ACAR: KELİMELERİN ANLATMAKTA ACİZ KALDIĞI BİR SİYONİST VAHŞET YAŞANIYOR
Etkinlikte öğrencilerle birlikte yürüyen İZÜ Rektörü Prof. Dr. Ahmet Cevat Acar, insanlığın yakın zamanlarda gördüğü en insanlık dışı zulmün Filistin’de yaşandığını, kelimelerin anlatmakta aciz kaldığı bir Siyonist vahşetin sürdüğünü kaydetti.

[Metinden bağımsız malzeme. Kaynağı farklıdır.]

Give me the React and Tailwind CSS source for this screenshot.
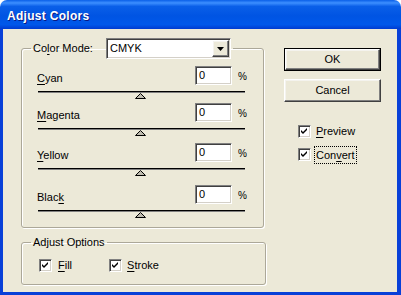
import React from 'react';

const sunken =
    'border border-t-[#808080] border-l-[#808080] border-b-white border-r-white shadow-[inset_1px_1px_0_#404040,inset_-1px_-1px_0_#d4d0c8]';
const raised =
    'border border-t-white border-l-white border-b-[#404040] border-r-[#404040] shadow-[inset_-1px_-1px_0_#808080,inset_1px_1px_0_#f4f3ee]';
const etched = 'border border-[#aca899] rounded-[3px] shadow-[inset_1px_1px_0_#fff,1px_1px_0_#fff]';

const Key = ({ children }) => <span className="underline underline-offset-[2px]">{children}</span>;

const Checkbox = () => (
    <div className={`w-[13px] h-[13px] bg-white flex items-center justify-center ${sunken}`}>
        <svg width="7" height="7" viewBox="0 0 7 7">
            <path d="M0 2 L2 4 L6 0 L6 2 L2 6 L0 4 Z" fill="#000" />
        </svg>
    </div>
);

const ColorRow = ({ label, className }) => (
    <div className={className}>
        <div className="flex items-center h-[19px]">
            <span className="flex-1 -ml-[1px] pt-[5px]">{label}</span>
            <div className={`w-[37px] h-[19px] bg-white pl-[3px] leading-[17px] ${sunken}`}>0</div>
            <span className="ml-[6px] w-[7px] text-[10px] pt-[1px]">%</span>
        </div>
        <div className="mt-[6px] h-[2px] bg-black border-b border-[#808080]" />
        <div className="flex justify-center pr-[2px]">
            <svg width="11" height="6" viewBox="0 0 11 6">
                <path d="M5.5 0.5 L10.5 5.5 L0.5 5.5 Z" fill="#c0bdb0" stroke="#000" strokeWidth="1" />
            </svg>
        </div>
    </div>
);

export default function App() {
    return (
        <div className="w-[401px] h-[295px] flex flex-col font-['Liberation_Sans',Arial,sans-serif] text-[11px] text-black select-none">
            <div className="h-[29px] shrink-0 rounded-t-[7px] bg-[linear-gradient(to_bottom,#0a5fe8_0%,#3d8fff_10%,#0a5fe8_22%,#0054e3_55%,#0058ea_85%,#003bd0_100%)] flex items-center pl-[7px] pt-[3px]">
                <span className="text-white font-bold text-[12px] tracking-[0.3px] [text-shadow:1px_1px_0_#0a1883]">
                    Adjust Colors
                </span>
            </div>
            <div className="flex-1 flex bg-[#ece9d8] border-l-[3px] border-r-[4px] border-b-[3px] border-[#0840d8]">
                <div className="w-[245px] ml-[18px] pt-[9px]">
                    <fieldset className={`w-[243px] pb-[9px] ${etched}`}>
                        <legend className="ml-[9px] px-[2px] flex items-center">
                            <span>
                                Co<Key>l</Key>or Mode:
                            </span>
                            <div className={`ml-[13px] w-[125px] h-[21px] bg-white flex items-center ${sunken}`}>
                                <span className="flex-1 pl-[3px]">CMYK</span>
                                <div className={`w-[17px] h-[17px] mr-[1px] bg-[#ece9d8] flex items-center justify-center ${raised}`}>
                                    <svg width="7" height="4" viewBox="0 0 7 4">
                                        <path d="M0 0 H7 L3.5 4 Z" fill="#000" />
                                    </svg>
                                </div>
                            </div>
                        </legend>
                        <div className="pl-[16px] pr-[18px]">
                            <ColorRow className="mt-[7px]" label={<><Key>C</Key>yan</>} />
                            <ColorRow className="mt-[4px]" label={<><Key>M</Key>agenta</>} />
                            <ColorRow className="mt-[7px]" label={<><Key>Y</Key>ellow</>} />
                            <ColorRow className="mt-[9px]" label={<>Blac<Key>k</Key></>} />
                        </div>
                    </fieldset>
                    <fieldset className={`mt-[7px] w-[245px] pb-[10px] ${etched}`}>
                        <legend className="ml-[9px] px-[2px] leading-[14px]">Adjust Options</legend>
                        <div className="mt-[8px] pl-[17px] flex items-center">
                            <Checkbox />
                            <span className="ml-[6px]"><Key>F</Key>ill</span>
                            <div className="ml-[37px]"><Checkbox /></div>
                            <span className="ml-[5px]"><Key>S</Key>troke</span>
                        </div>
                    </fieldset>
                </div>
                <div className="ml-[18px] pt-[19px] flex flex-col">
                    <div className="w-[97px] h-[23px] border border-black">
                        <div className={`w-full h-full bg-[#ece9d8] flex items-center justify-center ${raised}`}>OK</div>
                    </div>
                    <div className={`mt-[8px] w-[97px] h-[23px] bg-[#ece9d8] flex items-center justify-center ${raised}`}>
                        Cancel
                    </div>
                    <div className="mt-[21px] ml-[14px] flex items-center">
                        <Checkbox />
                        <span className="ml-[5px]"><Key>P</Key>review</span>
                    </div>
                    <div className="mt-[7px] ml-[14px] flex items-center">
                        <Checkbox />
                        <span className="ml-[4px] px-[1px] outline-dotted outline-1 outline-black">
                            Con<Key>v</Key>ert
                        </span>
                    </div>
                </div>
            </div>
        </div>
    );
}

Acar, "İsrail, saldırılarını Lübnan ve Suriye’ye doğru genişletti. 2 milyarlık İslam alemi, 52 Müslüman ülke, Türk Devletleri Teşkilatı, Arap Birliği maalesef bu zulmü durduramadı. Birleşmiş Milletler’in ise ötekine yani Müslümanlara nasıl baktığını ibretle izliyoruz. Bazı ayetlerde haber verildiği üzere küfrün tek millet olduğunu yaşayarak öğreniyoruz. Peki halimiz neden böyle? Çünkü Allah birliği emrediyor, biz tefrikayı seçiyoruz. Bu ayrılık sürdükçe bu zilleti yaşamaya devam edeceğiz. Bu; emperyalist savaş, melez bir savaş, hibrit bir savaş, kuklaların kullanıldığı bir vekalet savaşı. Her türlü farklılığı istismar ederek toplumları bölüyorlar. O nedenle bir olmalıyız. İslam âlemi olarak 200 yıldır bilim, sanayi ve teknoloji yarışında geri kaldık. Burada biz üniversitelere, siz gençlere büyük görev düşüyor. Bir olmalı, çok çalışmalı, yeniden medeniyete yön verenler biz olmalıyız.” dedi.